### THE EXERCISE
Say how many lines include "this", with no words around the number.

## start EXERCISE DATA

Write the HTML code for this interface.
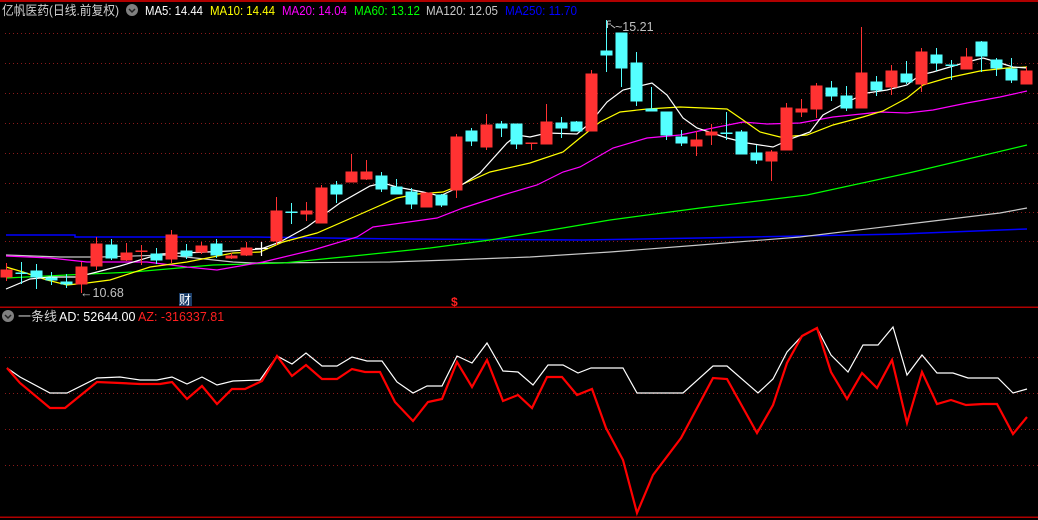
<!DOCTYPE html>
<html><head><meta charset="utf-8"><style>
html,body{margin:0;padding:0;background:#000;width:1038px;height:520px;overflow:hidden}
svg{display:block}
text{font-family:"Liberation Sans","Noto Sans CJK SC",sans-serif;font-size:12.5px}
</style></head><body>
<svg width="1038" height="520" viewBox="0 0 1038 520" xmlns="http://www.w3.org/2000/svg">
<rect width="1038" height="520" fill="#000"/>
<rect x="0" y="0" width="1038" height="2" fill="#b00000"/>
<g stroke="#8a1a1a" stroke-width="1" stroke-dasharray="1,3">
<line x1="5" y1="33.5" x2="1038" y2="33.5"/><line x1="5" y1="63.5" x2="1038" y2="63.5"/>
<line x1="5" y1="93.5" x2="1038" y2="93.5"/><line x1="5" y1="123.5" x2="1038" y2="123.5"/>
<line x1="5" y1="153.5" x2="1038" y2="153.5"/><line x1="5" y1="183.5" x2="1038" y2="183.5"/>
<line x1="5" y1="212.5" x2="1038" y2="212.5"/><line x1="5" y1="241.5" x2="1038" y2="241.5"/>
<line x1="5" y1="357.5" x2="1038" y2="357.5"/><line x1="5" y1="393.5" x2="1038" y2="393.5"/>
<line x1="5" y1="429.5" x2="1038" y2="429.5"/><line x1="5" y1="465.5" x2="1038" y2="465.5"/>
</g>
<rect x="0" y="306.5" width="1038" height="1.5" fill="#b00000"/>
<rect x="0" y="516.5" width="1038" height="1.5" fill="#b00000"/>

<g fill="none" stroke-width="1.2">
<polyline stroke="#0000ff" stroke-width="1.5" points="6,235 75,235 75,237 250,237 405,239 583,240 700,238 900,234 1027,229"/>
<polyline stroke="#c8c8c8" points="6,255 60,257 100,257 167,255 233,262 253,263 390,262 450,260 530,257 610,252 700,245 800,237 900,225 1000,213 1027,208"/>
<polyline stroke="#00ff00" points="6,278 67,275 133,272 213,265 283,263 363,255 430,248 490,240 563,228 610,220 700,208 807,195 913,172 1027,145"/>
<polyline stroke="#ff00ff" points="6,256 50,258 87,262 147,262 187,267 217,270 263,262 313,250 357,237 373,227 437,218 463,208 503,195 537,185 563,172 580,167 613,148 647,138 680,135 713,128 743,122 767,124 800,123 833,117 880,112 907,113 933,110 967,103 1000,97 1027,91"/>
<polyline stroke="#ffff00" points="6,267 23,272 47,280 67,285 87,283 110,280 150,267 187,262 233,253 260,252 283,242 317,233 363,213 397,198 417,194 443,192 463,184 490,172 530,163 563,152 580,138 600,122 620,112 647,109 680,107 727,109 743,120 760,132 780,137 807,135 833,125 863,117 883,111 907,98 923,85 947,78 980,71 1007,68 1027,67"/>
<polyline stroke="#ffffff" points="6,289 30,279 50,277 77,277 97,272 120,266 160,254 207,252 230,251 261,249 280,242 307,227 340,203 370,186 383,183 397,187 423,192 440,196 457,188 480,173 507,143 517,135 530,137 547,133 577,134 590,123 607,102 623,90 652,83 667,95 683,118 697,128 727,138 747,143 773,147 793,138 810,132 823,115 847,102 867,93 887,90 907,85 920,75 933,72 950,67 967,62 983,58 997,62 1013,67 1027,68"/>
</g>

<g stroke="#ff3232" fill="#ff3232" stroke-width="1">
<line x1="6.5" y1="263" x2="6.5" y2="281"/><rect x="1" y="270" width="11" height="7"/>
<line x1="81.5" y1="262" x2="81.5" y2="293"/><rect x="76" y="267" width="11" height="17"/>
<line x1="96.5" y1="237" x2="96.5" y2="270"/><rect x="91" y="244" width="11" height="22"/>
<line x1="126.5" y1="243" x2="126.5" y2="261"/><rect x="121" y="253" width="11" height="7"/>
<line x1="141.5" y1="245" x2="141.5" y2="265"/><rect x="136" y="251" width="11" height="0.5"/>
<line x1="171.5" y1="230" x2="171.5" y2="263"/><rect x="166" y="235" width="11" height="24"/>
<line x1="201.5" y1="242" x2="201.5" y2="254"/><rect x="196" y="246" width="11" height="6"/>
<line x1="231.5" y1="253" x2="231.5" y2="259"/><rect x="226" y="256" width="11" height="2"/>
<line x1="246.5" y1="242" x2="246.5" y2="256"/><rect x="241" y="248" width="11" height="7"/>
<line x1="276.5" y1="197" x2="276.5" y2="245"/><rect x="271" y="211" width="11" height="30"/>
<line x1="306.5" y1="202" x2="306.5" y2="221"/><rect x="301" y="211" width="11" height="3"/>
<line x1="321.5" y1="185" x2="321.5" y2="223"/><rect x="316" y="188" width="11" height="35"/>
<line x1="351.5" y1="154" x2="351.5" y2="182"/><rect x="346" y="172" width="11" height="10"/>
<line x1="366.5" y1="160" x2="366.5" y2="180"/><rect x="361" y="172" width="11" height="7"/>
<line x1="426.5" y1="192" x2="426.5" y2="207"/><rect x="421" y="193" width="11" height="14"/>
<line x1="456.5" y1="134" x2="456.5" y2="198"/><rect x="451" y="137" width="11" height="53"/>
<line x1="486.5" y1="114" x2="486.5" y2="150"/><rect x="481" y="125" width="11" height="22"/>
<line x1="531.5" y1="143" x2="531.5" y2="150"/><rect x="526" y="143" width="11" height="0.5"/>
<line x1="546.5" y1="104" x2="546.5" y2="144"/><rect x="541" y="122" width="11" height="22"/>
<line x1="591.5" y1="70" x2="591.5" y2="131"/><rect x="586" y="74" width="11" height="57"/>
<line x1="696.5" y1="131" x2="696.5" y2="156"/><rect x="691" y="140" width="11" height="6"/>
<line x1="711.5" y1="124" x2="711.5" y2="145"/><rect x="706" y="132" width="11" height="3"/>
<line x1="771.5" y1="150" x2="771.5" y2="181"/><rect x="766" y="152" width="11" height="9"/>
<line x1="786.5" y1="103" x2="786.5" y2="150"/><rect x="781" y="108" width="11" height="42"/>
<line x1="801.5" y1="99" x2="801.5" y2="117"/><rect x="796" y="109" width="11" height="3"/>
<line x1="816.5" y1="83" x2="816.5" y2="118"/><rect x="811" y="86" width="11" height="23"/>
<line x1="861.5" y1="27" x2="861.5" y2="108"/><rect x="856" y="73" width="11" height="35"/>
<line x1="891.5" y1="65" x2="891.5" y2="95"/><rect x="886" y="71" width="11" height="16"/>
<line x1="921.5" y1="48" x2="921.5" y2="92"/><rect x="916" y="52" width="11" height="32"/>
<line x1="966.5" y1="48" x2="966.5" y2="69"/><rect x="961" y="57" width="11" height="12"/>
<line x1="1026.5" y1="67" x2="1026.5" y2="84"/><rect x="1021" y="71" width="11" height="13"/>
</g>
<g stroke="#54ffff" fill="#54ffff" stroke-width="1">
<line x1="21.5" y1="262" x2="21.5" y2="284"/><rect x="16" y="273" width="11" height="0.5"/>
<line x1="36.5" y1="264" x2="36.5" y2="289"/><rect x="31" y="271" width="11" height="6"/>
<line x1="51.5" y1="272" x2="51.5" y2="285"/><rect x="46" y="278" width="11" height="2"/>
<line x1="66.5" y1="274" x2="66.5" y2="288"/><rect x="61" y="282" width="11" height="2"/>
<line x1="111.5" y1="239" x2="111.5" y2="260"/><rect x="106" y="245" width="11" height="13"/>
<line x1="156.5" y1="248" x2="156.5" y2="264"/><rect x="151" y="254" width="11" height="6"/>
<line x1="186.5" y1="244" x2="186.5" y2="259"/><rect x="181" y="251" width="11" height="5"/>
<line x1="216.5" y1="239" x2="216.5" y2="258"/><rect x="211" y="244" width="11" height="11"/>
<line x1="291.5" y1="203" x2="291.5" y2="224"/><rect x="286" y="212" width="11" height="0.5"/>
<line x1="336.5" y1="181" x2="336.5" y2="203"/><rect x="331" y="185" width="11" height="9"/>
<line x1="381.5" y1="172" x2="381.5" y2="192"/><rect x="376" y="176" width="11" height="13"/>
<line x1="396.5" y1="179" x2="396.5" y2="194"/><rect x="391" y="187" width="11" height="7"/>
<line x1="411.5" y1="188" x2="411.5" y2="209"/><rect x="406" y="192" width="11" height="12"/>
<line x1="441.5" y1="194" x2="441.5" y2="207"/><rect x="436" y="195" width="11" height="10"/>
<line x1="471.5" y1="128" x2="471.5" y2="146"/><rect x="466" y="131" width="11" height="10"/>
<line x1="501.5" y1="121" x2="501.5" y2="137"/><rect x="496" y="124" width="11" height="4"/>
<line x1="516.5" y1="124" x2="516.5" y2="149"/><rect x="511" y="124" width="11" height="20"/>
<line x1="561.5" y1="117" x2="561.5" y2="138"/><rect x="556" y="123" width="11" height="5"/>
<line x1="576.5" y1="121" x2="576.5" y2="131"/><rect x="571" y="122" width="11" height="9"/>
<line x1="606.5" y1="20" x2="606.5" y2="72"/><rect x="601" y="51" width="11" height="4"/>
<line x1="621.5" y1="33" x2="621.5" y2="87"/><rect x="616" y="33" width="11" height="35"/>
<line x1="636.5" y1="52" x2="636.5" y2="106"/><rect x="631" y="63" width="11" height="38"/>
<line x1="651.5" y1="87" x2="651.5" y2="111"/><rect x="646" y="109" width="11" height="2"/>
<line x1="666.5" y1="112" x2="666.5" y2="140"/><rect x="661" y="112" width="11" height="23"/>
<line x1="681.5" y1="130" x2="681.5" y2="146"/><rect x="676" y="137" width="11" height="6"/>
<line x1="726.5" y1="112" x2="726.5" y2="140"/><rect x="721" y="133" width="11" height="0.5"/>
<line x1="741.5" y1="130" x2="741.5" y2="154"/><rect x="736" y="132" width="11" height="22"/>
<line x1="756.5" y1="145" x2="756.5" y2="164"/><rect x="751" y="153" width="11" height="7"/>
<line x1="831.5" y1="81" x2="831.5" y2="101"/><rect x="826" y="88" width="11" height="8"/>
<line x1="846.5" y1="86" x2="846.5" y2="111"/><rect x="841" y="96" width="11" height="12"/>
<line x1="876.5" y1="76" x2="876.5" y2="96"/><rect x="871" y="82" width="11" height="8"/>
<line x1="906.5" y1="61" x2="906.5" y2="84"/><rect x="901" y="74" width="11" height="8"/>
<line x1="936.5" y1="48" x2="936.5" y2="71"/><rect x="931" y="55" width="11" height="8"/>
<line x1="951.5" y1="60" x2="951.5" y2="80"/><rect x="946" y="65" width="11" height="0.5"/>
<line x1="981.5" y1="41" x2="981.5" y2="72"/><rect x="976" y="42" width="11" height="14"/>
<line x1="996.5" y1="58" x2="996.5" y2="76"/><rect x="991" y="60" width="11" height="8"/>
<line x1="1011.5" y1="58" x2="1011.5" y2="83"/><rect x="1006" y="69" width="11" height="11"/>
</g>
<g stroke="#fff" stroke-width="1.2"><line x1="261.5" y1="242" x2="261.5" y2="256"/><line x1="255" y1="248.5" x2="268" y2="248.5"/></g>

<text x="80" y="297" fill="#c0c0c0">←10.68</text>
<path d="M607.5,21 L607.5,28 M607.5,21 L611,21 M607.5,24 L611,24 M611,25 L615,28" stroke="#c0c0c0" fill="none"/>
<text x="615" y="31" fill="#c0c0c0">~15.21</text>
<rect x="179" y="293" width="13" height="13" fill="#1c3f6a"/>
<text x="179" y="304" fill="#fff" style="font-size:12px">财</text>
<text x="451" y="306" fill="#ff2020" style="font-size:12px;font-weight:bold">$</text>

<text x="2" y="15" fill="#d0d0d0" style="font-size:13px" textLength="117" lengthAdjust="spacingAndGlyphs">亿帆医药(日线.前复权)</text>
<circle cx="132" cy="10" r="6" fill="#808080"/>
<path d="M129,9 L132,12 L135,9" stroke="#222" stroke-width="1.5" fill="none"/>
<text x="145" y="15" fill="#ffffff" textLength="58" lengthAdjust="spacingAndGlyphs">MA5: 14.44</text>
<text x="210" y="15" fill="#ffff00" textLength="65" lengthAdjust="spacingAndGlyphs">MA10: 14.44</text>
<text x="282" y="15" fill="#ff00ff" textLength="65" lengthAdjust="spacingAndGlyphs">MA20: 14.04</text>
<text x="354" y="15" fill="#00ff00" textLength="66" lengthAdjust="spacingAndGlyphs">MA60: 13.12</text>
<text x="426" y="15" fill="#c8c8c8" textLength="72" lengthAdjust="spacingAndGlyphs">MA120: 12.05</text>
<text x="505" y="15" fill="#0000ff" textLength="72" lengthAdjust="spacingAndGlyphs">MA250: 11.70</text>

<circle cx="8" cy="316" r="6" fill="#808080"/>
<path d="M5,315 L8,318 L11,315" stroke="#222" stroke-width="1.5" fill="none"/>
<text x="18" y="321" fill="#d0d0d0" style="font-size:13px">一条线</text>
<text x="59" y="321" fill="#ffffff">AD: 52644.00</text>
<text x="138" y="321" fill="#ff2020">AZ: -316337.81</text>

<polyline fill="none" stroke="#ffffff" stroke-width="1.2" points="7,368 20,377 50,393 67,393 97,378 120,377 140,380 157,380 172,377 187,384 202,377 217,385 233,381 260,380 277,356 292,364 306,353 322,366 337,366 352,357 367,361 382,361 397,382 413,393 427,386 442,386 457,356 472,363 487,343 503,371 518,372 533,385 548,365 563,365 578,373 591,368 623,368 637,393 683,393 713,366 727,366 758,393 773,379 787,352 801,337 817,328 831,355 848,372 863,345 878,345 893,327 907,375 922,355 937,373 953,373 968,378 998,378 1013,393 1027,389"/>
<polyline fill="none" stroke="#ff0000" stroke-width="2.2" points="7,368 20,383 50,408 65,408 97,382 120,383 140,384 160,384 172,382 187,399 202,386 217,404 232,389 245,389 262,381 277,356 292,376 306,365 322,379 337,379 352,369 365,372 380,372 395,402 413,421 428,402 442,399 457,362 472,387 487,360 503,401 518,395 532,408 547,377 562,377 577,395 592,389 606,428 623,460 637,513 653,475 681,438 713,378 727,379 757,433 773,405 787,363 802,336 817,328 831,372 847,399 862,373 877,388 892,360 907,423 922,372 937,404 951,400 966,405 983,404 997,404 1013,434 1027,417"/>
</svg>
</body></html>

## end EXERCISE DATA
## start EXERCISE DATA

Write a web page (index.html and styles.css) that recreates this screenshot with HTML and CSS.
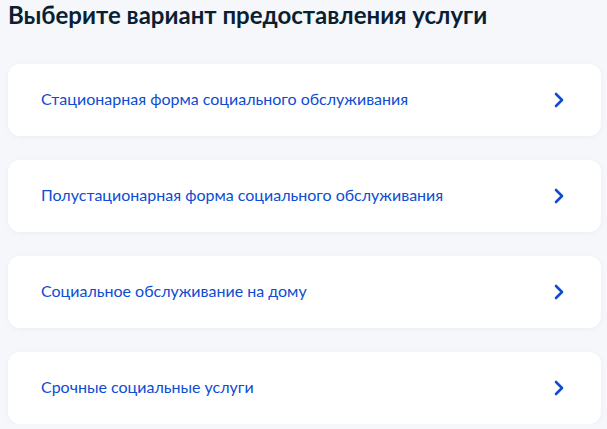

## end EXERCISE DATA

### TASK SOLUTION
2